■ **What the task requires**
Omit all pictures, then retype the data exactly as given.

■ **Material provided**
·····
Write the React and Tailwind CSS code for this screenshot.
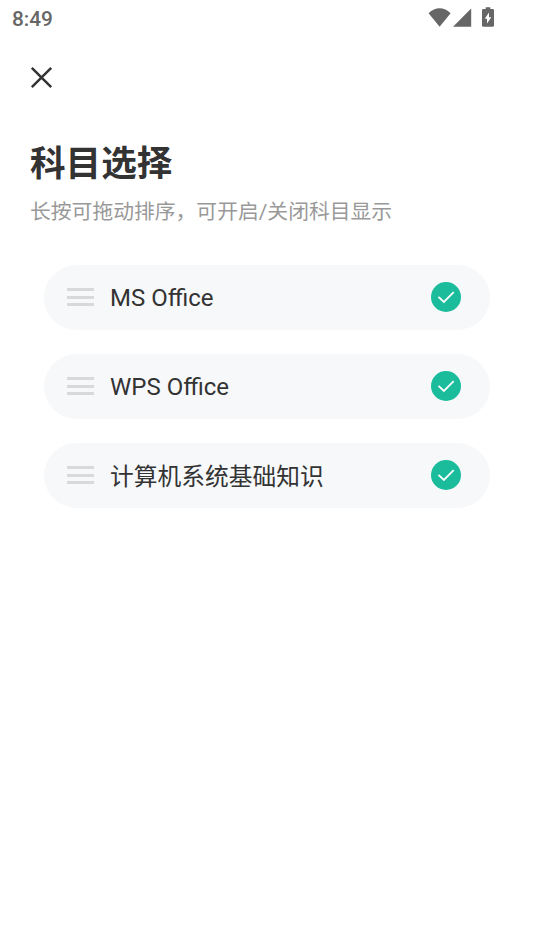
import React, { useState } from "react";

const SUBJECTS = [
  { id: "ms", name: "MS Office" },
  { id: "wps", name: "WPS Office" },
  { id: "basics", name: "计算机系统基础知识", cjk: true },
];

function StatusBar() {
  return (
    <div className="flex h-9 items-center justify-between pl-3 pr-[41px] text-[#666666]">
      <span className="pt-[3px] text-[20.8px] font-medium">8:49</span>
      <div className="flex items-center pb-0.5">
        <svg width="24" height="20" viewBox="0 0 24 20" fill="currentColor">
          <path d="M0.6 6.2C7.2 -0.3 16 -0.3 22.6 6.2L11.6 19.8Z" />
        </svg>
        <svg className="ml-px" width="19" height="20" viewBox="0 0 19 20" fill="currentColor">
          <path d="M18.2 1.6V19.8H0Z" />
        </svg>
        <svg className="ml-2.5" width="12" height="20" viewBox="0 0 12 20" fill="currentColor">
          <path
            fillRule="evenodd"
            d="M3.7 0.3H8.3V2H10.7Q12 2 12 3.3V18.4Q12 19.7 10.7 19.7H1.3Q0 19.7 0 18.4V3.3Q0 2 1.3 2H3.7ZM7 5.5L2.8 11.8H5V16.5L9.3 10.2H7Z"
          />
        </svg>
      </div>
    </div>
  );
}

function SubjectRow({ name, cjk, checked, onToggle }) {
  return (
    <li className="flex h-[65px] items-center rounded-full bg-[#f7f8fa] pl-[23px] pr-[29px]">
      <div className="flex w-[27px] flex-col gap-[4.5px] pb-px">
        <span className="h-[3px] bg-[#d8d9da]" />
        <span className="h-[3px] bg-[#d8d9da]" />
        <span className="h-[3px] bg-[#d8d9da]" />
      </div>
      <span
        className={
          cjk
            ? "ml-4 flex-1 pt-1 text-[23.75px] text-[#333333]"
            : "ml-4 flex-1 text-2xl text-[#333333]"
        }
      >
        {name}
      </span>
      <button
        type="button"
        className="pb-px"
        aria-label={name}
        aria-pressed={checked}
        onClick={onToggle}
      >
        <svg className="block" width="30" height="30" viewBox="0 0 30 30" fill="none">
          <circle cx="15" cy="15" r="15" fill={checked ? "#1abc9c" : "#d8d9da"} />
          <path d="M7.5 14.8L12.9 20L22.7 10.2" stroke="white" strokeWidth="1.8" />
        </svg>
      </button>
    </li>
  );
}

export default function App() {
  const [hidden, setHidden] = useState([]);

  const toggle = (id) =>
    setHidden((prev) => (prev.includes(id) ? prev.filter((x) => x !== id) : [...prev, id]));

  return (
    <div className="min-h-screen bg-white font-[Roboto,'Noto_Sans_CJK_SC',sans-serif]">
      <StatusBar />
      <button type="button" aria-label="关闭" className="ml-[30px] mt-[30px] block">
        <svg width="23" height="23" viewBox="0 0 23 23" stroke="#333333" strokeWidth="2.5">
          <path d="M1.8 1.8L21.2 21.2M21.2 1.8L1.8 21.2" />
        </svg>
      </button>
      <h1 className="ml-[30px] mt-[49px] text-[35.6px] leading-[52px] font-bold text-[#333333]">
        科目选择
      </h1>
      <p className="ml-[30px] mt-[7px] text-[20.8px] leading-[30px] text-[#999999]">
        长按可拖动排序，可开启/关闭科目显示
      </p>
      <ul className="ml-11 mr-[45px] mt-[38px] flex flex-col gap-6">
        {SUBJECTS.map((s) => (
          <SubjectRow
            key={s.id}
            name={s.name}
            cjk={s.cjk}
            checked={!hidden.includes(s.id)}
            onToggle={() => toggle(s.id)}
          />
        ))}
      </ul>
    </div>
  );
}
·····
■ **Exercise answer**
Write the React and Tailwind CSS code for this screenshot.
import React, { useState } from "react";

const SUBJECTS = [
  { id: "ms", name: "MS Office" },
  { id: "wps", name: "WPS Office" },
  { id: "basics", name: "计算机系统基础知识", cjk: true },
];

function StatusBar() {
  return (
    <div className="flex h-9 items-center justify-between pl-3 pr-[41px] text-[#666666]">
      <span className="pt-[3px] text-[20.8px] font-medium">8:49</span>
      <div className="flex items-center pb-0.5">
        <svg width="24" height="20" viewBox="0 0 24 20" fill="currentColor">
          <path d="M0.6 6.2C7.2 -0.3 16 -0.3 22.6 6.2L11.6 19.8Z" />
        </svg>
        <svg className="ml-px" width="19" height="20" viewBox="0 0 19 20" fill="currentColor">
          <path d="M18.2 1.6V19.8H0Z" />
        </svg>
        <svg className="ml-2.5" width="12" height="20" viewBox="0 0 12 20" fill="currentColor">
          <path
            fillRule="evenodd"
            d="M3.7 0.3H8.3V2H10.7Q12 2 12 3.3V18.4Q12 19.7 10.7 19.7H1.3Q0 19.7 0 18.4V3.3Q0 2 1.3 2H3.7ZM7 5.5L2.8 11.8H5V16.5L9.3 10.2H7Z"
          />
        </svg>
      </div>
    </div>
  );
}

function SubjectRow({ name, cjk, checked, onToggle }) {
  return (
    <li className="flex h-[65px] items-center rounded-full bg-[#f7f8fa] pl-[23px] pr-[29px]">
      <div className="flex w-[27px] flex-col gap-[4.5px] pb-px">
        <span className="h-[3px] bg-[#d8d9da]" />
        <span className="h-[3px] bg-[#d8d9da]" />
        <span className="h-[3px] bg-[#d8d9da]" />
      </div>
      <span
        className={
          cjk
            ? "ml-4 flex-1 pt-1 text-[23.75px] text-[#333333]"
            : "ml-4 flex-1 text-2xl text-[#333333]"
        }
      >
        {name}
      </span>
      <button
        type="button"
        className="pb-px"
        aria-label={name}
        aria-pressed={checked}
        onClick={onToggle}
      >
        <svg className="block" width="30" height="30" viewBox="0 0 30 30" fill="none">
          <circle cx="15" cy="15" r="15" fill={checked ? "#1abc9c" : "#d8d9da"} />
          <path d="M7.5 14.8L12.9 20L22.7 10.2" stroke="white" strokeWidth="1.8" />
        </svg>
      </button>
    </li>
  );
}

export default function App() {
  const [hidden, setHidden] = useState([]);

  const toggle = (id) =>
    setHidden((prev) => (prev.includes(id) ? prev.filter((x) => x !== id) : [...prev, id]));

  return (
    <div className="min-h-screen bg-white font-[Roboto,'Noto_Sans_CJK_SC',sans-serif]">
      <StatusBar />
      <button type="button" aria-label="关闭" className="ml-[30px] mt-[30px] block">
        <svg width="23" height="23" viewBox="0 0 23 23" stroke="#333333" strokeWidth="2.5">
          <path d="M1.8 1.8L21.2 21.2M21.2 1.8L1.8 21.2" />
        </svg>
      </button>
      <h1 className="ml-[30px] mt-[49px] text-[35.6px] leading-[52px] font-bold text-[#333333]">
        科目选择
      </h1>
      <p className="ml-[30px] mt-[7px] text-[20.8px] leading-[30px] text-[#999999]">
        长按可拖动排序，可开启/关闭科目显示
      </p>
      <ul className="ml-11 mr-[45px] mt-[38px] flex flex-col gap-6">
        {SUBJECTS.map((s) => (
          <SubjectRow
            key={s.id}
            name={s.name}
            cjk={s.cjk}
            checked={!hidden.includes(s.id)}
            onToggle={() => toggle(s.id)}
          />
        ))}
      </ul>
    </div>
  );
}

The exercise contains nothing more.